_DATA EXCERPTS_
---*---
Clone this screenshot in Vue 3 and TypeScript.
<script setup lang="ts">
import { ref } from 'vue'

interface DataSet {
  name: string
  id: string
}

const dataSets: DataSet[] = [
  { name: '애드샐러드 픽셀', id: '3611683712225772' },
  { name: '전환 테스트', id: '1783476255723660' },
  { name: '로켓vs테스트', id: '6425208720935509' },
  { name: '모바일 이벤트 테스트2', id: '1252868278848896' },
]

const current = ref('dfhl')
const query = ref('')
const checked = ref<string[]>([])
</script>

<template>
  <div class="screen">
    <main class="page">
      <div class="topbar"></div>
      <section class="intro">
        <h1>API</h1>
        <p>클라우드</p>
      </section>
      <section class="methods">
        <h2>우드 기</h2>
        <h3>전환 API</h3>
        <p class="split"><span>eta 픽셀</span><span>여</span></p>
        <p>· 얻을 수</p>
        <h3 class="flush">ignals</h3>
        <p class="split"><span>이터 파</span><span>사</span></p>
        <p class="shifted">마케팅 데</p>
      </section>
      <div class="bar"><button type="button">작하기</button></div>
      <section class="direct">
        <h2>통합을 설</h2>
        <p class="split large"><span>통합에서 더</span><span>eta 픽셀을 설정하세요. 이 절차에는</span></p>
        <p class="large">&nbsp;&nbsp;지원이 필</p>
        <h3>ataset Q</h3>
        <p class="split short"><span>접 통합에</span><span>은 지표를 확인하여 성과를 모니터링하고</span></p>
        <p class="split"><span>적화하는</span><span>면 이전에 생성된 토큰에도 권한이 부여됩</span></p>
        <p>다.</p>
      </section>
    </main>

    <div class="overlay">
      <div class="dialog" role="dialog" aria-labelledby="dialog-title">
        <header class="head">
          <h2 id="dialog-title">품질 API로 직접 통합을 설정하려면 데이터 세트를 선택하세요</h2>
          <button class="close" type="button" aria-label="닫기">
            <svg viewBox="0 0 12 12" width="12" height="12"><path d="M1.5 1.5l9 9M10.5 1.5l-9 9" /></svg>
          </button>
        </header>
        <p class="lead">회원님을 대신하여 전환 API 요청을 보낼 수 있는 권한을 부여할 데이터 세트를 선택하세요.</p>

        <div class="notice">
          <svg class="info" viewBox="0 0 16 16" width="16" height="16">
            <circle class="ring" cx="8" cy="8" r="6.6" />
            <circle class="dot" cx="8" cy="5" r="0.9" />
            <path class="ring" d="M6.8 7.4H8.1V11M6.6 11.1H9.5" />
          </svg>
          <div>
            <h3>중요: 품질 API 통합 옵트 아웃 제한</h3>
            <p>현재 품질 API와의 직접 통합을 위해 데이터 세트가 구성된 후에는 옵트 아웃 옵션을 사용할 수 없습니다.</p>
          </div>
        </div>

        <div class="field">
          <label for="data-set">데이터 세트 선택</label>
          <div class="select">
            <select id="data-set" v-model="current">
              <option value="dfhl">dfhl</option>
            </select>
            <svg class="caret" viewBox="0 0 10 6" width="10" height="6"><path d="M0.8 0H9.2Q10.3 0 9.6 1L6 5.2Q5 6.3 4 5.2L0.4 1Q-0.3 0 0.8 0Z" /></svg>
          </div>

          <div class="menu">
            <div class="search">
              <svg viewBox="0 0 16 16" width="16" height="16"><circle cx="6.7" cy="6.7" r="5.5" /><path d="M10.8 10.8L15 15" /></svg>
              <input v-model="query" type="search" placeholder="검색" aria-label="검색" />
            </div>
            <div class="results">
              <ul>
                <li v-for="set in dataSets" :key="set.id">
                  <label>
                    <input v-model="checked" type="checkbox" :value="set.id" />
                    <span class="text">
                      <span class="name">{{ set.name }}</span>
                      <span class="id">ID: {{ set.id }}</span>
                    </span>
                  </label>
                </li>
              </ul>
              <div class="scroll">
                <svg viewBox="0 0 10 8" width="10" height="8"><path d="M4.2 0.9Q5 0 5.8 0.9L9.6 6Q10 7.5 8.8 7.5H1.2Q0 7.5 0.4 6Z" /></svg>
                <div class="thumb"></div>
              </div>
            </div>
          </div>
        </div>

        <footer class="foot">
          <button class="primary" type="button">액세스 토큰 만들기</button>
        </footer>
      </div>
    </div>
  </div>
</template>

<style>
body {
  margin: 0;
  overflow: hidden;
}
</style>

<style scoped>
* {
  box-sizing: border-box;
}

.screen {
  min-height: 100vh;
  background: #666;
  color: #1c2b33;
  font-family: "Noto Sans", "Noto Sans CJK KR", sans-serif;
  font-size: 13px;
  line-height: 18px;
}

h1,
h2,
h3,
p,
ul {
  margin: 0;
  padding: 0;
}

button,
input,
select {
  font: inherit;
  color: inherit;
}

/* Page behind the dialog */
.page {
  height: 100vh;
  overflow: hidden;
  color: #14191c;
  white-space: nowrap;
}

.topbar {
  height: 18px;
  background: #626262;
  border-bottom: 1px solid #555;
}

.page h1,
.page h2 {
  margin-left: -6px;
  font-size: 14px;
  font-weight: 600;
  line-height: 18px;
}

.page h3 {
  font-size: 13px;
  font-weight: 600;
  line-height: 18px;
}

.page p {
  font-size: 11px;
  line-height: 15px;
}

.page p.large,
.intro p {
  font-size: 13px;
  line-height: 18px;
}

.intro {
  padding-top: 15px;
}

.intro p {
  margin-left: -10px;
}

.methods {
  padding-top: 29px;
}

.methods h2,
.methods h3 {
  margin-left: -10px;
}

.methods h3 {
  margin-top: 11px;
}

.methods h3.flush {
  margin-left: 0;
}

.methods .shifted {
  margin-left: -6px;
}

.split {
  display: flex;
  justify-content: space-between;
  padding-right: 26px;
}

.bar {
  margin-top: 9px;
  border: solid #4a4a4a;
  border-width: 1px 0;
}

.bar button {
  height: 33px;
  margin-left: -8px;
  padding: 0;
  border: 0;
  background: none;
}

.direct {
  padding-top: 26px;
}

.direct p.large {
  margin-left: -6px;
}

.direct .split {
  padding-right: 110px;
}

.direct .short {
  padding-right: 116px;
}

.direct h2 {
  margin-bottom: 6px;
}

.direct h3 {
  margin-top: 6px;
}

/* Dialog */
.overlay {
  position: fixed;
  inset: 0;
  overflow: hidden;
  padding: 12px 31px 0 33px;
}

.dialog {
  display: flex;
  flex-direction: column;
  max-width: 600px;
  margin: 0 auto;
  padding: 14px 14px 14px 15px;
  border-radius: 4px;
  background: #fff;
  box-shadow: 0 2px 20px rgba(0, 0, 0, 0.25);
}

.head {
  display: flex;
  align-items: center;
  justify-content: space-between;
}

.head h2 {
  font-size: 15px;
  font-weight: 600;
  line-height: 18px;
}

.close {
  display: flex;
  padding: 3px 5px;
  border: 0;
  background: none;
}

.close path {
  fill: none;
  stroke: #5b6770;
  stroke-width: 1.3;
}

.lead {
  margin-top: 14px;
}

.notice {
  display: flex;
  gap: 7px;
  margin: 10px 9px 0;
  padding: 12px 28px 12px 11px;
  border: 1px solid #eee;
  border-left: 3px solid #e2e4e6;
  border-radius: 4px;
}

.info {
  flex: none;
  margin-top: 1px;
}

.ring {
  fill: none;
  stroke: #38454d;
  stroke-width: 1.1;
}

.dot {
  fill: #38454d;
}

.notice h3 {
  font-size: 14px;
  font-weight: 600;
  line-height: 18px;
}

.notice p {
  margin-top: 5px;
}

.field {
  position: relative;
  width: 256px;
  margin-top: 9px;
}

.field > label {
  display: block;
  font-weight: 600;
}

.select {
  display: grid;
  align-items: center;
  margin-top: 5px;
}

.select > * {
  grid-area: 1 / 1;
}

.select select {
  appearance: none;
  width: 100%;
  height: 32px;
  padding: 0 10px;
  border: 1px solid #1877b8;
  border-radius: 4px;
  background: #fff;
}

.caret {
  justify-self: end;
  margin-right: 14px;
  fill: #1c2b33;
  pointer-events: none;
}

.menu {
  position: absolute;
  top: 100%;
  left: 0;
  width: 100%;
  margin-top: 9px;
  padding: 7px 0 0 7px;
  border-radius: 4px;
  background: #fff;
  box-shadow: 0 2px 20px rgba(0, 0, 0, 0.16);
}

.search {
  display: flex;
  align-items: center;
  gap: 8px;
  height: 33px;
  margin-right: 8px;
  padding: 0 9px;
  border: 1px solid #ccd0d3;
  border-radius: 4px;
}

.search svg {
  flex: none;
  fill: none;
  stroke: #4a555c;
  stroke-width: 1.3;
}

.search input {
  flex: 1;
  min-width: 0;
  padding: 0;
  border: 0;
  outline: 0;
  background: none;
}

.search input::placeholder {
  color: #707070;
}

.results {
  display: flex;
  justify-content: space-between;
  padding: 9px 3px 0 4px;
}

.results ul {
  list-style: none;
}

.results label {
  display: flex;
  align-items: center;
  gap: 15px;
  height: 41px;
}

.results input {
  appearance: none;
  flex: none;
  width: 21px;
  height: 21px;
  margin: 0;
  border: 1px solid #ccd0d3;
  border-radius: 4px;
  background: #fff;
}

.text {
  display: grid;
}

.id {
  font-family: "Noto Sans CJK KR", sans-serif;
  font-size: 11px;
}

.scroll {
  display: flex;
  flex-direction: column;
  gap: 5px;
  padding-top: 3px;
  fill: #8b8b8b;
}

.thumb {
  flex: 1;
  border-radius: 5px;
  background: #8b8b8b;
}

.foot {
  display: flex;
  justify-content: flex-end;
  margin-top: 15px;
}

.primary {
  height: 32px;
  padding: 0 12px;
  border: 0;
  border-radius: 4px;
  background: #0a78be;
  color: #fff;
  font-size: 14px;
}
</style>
---*---
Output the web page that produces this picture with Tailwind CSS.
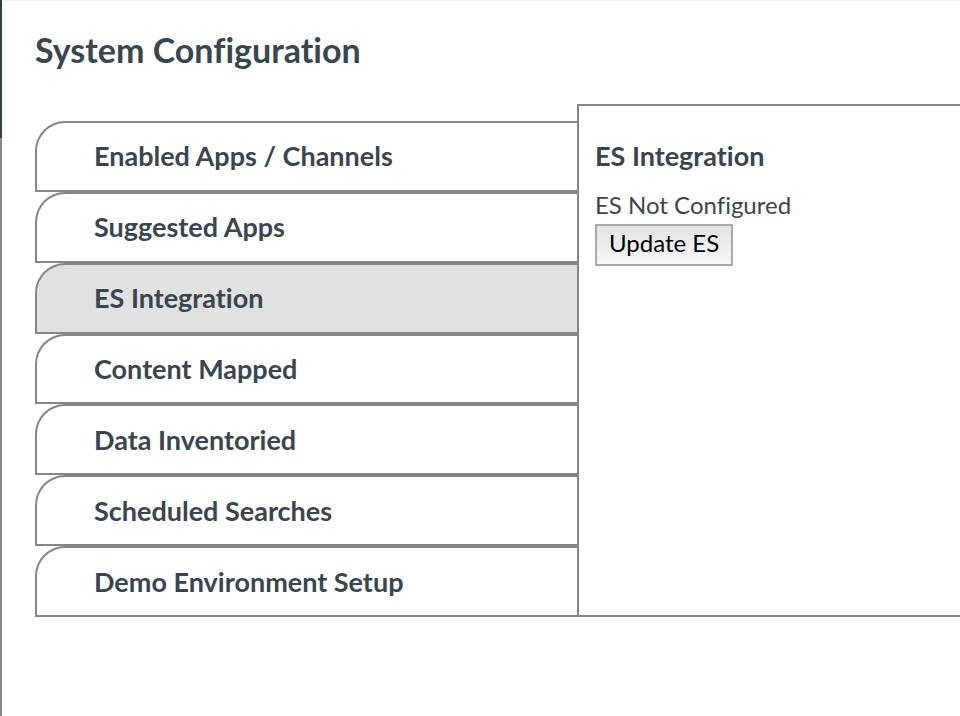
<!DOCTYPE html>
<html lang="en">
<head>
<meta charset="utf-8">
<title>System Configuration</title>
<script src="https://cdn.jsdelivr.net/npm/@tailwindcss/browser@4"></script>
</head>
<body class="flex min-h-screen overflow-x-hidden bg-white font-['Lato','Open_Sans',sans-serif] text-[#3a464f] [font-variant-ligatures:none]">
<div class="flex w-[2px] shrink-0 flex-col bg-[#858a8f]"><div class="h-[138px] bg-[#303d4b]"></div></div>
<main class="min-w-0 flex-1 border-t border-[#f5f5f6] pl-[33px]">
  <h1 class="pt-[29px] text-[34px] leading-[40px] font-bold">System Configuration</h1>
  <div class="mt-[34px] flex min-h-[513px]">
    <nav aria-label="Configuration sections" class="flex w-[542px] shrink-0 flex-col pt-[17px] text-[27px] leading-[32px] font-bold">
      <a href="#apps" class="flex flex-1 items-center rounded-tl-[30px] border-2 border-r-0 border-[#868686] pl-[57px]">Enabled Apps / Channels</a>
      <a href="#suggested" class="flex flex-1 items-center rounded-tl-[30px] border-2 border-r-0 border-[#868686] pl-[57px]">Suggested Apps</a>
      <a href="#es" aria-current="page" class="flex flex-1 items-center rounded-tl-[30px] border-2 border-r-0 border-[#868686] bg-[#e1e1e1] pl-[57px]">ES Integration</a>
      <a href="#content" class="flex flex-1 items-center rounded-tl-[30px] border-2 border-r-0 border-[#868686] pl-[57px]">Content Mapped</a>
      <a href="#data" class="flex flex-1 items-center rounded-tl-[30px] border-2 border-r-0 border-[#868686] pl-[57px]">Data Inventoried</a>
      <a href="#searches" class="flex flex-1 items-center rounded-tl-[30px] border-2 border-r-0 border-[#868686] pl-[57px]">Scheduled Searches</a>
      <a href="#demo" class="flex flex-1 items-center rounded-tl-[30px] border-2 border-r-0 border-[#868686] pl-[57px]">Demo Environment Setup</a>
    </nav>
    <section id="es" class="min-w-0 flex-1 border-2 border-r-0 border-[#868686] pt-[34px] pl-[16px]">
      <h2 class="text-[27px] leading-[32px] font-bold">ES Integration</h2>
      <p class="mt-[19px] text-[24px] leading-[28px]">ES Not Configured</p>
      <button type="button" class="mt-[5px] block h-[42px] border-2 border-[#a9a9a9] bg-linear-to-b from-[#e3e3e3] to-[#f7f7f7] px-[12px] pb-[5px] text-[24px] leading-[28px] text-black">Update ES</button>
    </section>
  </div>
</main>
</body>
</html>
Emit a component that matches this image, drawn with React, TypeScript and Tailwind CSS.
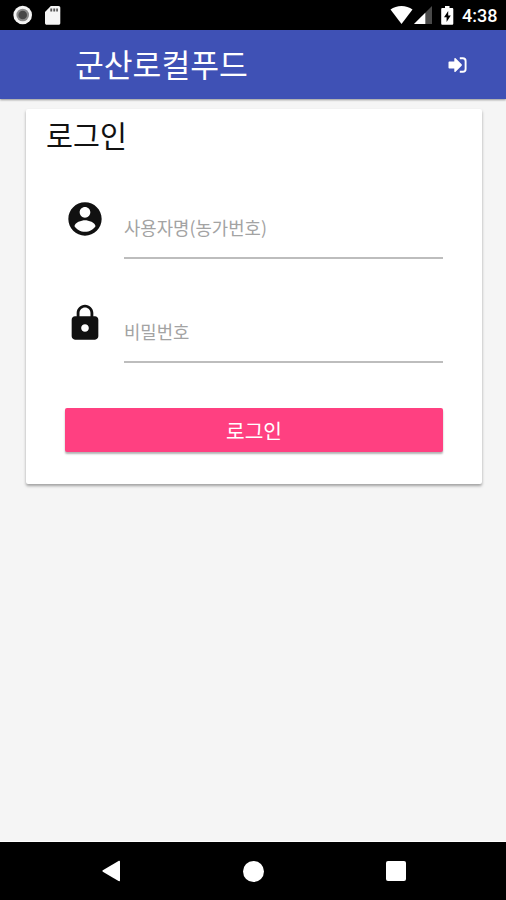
---*---
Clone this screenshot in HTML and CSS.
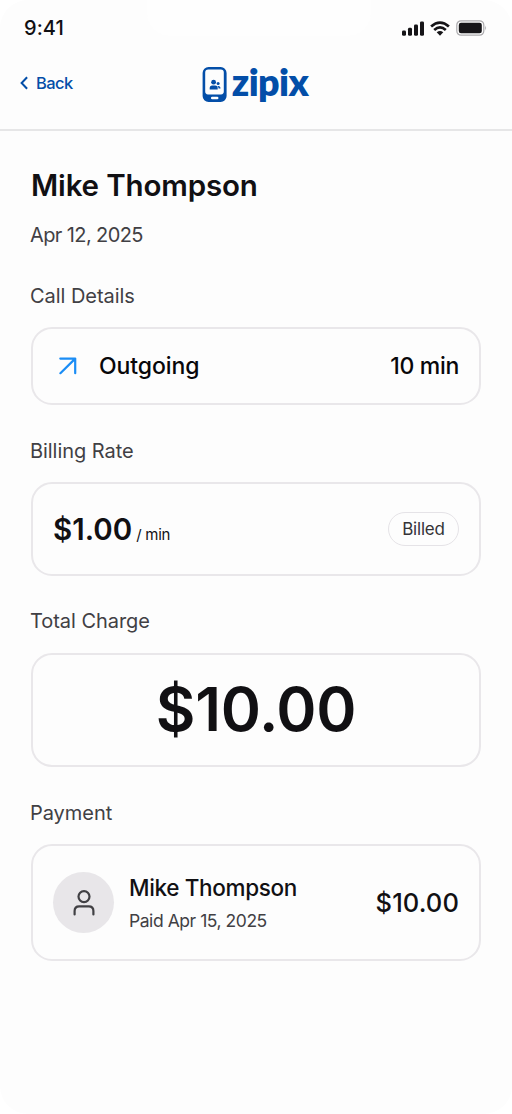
---*---
Every line above that contains the word "TypeScript" should be reported.

_TASK RESPONSE_
Clone this screenshot in Vue 3 and TypeScript.
Emit a component that matches this image, drawn with React, TypeScript and Tailwind CSS.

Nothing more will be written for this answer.